Look through the data and write out every line with the word "styles" in it.

━━━━━━━━━━━━━━━━

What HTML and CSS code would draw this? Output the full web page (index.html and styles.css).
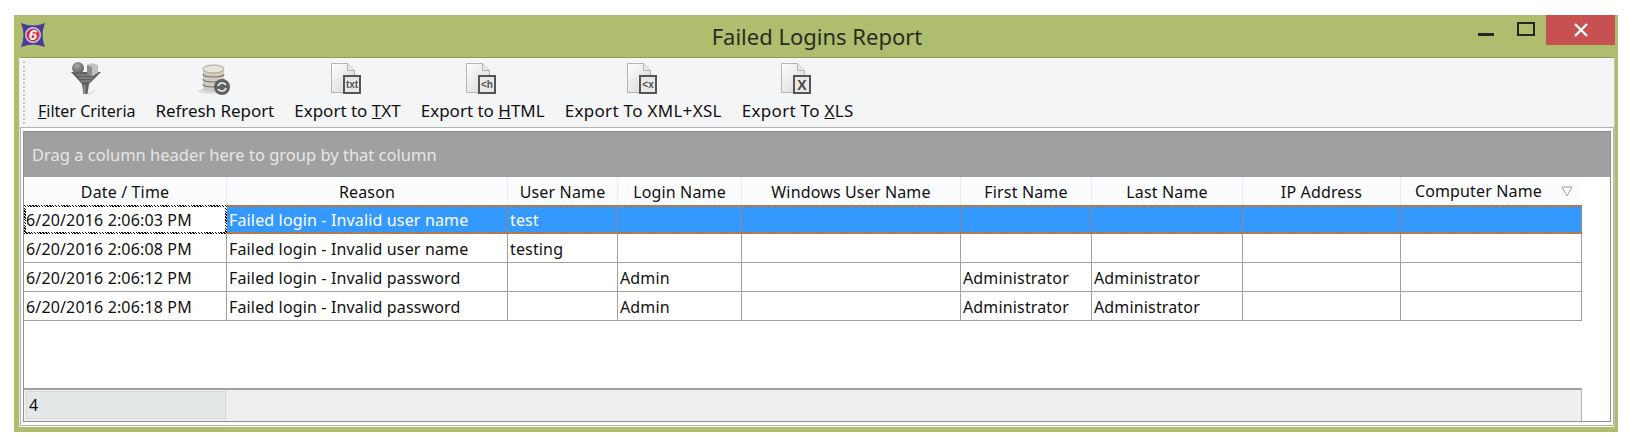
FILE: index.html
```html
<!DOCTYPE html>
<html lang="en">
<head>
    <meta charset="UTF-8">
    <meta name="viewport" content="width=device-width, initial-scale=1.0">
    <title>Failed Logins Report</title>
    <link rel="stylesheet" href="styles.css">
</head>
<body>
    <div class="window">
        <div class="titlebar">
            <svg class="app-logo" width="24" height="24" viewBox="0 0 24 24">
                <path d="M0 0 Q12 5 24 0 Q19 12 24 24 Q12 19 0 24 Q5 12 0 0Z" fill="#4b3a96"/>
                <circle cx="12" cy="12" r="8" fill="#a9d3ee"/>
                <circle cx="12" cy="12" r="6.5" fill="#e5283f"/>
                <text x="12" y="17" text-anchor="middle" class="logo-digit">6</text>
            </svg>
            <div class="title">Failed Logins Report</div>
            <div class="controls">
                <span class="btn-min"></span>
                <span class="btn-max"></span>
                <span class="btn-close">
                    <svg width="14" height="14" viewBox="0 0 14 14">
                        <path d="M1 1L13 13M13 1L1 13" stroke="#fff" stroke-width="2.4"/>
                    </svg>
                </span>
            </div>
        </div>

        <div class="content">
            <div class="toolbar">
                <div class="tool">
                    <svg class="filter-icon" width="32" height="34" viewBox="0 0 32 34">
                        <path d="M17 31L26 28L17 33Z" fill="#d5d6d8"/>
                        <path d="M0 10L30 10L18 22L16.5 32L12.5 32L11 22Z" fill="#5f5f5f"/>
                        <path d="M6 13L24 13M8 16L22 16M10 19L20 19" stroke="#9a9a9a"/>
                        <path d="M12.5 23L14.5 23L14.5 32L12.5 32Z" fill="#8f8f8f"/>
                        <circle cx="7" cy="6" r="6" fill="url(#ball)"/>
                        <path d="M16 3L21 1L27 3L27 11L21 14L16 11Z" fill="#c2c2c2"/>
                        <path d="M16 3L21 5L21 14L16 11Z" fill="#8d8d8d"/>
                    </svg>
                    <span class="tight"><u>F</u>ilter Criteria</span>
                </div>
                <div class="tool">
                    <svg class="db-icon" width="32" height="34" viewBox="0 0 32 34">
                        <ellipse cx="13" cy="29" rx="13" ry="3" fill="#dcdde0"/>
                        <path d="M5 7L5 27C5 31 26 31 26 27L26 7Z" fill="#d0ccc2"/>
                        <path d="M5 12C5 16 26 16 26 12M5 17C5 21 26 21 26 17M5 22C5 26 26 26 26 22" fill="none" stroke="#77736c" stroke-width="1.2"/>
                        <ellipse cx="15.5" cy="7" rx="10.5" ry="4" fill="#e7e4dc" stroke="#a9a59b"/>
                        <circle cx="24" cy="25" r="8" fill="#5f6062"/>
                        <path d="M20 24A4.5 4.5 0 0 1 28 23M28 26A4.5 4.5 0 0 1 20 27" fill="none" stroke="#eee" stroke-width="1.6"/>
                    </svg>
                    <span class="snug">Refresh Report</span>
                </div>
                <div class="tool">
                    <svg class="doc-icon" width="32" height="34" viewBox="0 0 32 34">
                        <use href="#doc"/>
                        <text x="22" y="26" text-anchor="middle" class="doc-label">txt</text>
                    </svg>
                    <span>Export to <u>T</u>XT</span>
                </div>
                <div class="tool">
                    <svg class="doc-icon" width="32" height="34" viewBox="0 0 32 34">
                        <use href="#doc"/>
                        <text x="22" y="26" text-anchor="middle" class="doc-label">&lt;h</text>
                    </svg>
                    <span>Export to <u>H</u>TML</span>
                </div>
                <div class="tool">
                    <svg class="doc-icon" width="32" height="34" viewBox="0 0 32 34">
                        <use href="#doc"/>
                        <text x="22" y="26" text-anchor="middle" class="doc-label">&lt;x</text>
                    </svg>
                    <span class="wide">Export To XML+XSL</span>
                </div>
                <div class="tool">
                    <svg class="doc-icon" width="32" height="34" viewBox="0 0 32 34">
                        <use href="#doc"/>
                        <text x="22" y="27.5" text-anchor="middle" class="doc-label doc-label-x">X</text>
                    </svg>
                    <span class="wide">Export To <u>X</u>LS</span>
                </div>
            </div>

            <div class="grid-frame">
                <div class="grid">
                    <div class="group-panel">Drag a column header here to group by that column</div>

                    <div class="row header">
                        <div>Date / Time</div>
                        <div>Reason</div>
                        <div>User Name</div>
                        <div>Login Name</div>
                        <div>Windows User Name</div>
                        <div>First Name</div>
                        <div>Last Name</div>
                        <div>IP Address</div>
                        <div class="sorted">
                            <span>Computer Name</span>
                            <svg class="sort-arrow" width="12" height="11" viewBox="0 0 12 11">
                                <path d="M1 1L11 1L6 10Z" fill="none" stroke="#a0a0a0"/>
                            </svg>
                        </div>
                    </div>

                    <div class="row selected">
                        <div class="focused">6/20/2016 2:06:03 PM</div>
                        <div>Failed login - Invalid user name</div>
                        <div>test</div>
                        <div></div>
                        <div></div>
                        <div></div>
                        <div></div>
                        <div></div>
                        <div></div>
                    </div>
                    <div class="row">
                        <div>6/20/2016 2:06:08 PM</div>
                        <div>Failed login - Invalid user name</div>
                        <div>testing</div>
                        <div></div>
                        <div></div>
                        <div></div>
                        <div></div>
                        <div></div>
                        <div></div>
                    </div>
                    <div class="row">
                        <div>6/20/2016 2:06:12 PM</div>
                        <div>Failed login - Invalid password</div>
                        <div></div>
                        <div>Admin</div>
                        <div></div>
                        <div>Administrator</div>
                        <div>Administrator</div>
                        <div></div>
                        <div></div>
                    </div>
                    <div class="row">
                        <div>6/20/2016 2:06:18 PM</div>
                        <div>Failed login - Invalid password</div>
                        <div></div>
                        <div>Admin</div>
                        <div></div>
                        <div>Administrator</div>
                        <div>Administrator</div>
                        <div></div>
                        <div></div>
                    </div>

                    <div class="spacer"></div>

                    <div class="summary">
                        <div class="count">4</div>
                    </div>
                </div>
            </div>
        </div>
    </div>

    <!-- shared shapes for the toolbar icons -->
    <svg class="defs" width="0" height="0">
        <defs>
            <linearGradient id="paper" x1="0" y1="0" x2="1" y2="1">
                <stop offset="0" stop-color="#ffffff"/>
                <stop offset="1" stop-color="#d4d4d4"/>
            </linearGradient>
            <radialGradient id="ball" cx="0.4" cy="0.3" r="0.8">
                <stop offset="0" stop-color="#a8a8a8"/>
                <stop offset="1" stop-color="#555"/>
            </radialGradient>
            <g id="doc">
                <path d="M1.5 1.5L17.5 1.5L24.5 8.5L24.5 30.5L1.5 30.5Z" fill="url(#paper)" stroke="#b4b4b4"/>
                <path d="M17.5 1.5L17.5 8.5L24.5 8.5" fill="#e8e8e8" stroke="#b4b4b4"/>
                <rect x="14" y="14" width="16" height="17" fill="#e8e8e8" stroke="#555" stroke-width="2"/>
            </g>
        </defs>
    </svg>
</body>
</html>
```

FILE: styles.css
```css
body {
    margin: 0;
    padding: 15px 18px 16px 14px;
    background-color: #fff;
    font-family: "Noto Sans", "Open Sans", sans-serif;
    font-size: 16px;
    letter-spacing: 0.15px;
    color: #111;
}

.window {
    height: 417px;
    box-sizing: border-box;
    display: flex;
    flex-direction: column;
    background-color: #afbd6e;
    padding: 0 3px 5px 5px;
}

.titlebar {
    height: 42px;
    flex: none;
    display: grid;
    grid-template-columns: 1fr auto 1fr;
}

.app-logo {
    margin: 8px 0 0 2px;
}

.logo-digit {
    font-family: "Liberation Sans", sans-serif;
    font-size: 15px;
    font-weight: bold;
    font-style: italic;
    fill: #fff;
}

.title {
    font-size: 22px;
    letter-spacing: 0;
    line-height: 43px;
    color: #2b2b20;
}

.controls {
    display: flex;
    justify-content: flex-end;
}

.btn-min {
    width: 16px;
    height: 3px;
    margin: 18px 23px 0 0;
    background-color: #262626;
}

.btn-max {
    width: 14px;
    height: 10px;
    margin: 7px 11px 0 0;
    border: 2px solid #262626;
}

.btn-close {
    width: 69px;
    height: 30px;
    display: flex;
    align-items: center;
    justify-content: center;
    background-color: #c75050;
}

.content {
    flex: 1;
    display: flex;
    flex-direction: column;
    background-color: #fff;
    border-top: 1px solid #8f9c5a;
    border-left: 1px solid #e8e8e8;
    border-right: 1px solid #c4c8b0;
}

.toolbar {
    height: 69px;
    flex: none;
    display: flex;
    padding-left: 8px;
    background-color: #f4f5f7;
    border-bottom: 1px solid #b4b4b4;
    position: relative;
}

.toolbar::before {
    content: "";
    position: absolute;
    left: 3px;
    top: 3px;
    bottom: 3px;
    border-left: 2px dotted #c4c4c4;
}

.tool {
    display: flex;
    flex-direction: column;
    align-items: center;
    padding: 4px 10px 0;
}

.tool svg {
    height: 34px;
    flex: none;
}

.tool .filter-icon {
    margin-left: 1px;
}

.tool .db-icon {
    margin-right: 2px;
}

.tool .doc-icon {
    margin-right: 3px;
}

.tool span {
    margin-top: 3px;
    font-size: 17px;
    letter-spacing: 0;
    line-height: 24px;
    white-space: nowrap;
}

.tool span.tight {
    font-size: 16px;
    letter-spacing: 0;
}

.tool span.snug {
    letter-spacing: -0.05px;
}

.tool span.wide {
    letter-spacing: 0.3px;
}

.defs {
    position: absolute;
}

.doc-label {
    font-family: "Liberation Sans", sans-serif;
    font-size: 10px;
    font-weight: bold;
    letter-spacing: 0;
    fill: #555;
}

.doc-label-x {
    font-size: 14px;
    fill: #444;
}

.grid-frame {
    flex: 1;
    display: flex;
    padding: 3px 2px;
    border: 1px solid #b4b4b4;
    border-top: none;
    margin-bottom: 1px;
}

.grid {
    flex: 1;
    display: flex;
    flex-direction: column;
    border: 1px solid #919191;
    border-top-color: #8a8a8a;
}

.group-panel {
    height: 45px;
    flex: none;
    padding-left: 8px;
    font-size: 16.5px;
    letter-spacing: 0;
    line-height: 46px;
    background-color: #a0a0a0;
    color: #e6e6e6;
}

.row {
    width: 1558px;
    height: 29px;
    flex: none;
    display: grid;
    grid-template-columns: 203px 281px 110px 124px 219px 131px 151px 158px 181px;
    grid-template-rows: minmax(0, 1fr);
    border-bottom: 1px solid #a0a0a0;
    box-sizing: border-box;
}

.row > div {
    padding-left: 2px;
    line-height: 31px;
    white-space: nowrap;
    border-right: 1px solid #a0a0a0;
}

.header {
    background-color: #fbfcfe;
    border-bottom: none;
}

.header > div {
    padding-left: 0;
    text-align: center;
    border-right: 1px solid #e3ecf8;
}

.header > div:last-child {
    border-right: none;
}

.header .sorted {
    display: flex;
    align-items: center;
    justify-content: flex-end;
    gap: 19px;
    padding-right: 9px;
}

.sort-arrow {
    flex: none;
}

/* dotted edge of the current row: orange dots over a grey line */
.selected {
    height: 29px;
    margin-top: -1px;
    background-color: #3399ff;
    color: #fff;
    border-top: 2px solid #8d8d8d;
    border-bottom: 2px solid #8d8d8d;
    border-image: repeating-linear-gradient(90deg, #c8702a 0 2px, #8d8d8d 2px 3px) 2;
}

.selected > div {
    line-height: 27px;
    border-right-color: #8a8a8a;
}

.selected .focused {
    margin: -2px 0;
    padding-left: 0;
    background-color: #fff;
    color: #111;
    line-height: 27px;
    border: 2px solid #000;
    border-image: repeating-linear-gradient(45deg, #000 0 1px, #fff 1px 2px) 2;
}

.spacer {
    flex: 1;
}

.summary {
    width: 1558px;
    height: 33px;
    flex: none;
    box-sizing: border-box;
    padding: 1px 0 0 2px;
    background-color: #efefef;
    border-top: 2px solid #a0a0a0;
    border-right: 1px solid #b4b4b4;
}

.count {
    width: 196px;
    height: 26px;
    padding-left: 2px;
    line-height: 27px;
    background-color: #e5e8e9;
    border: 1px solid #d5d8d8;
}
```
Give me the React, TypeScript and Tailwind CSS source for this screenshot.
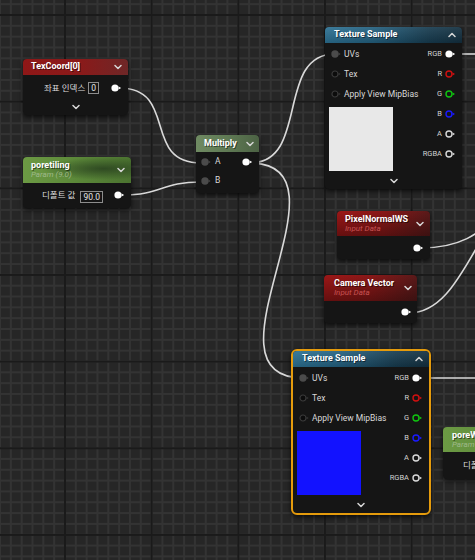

━━━━━━━━━━━━━━━━

*Finished task*
What HTML and CSS code would draw this? Output the full web page (index.html and styles.css).
    <link rel="stylesheet" href="styles.css">
FILE: styles.css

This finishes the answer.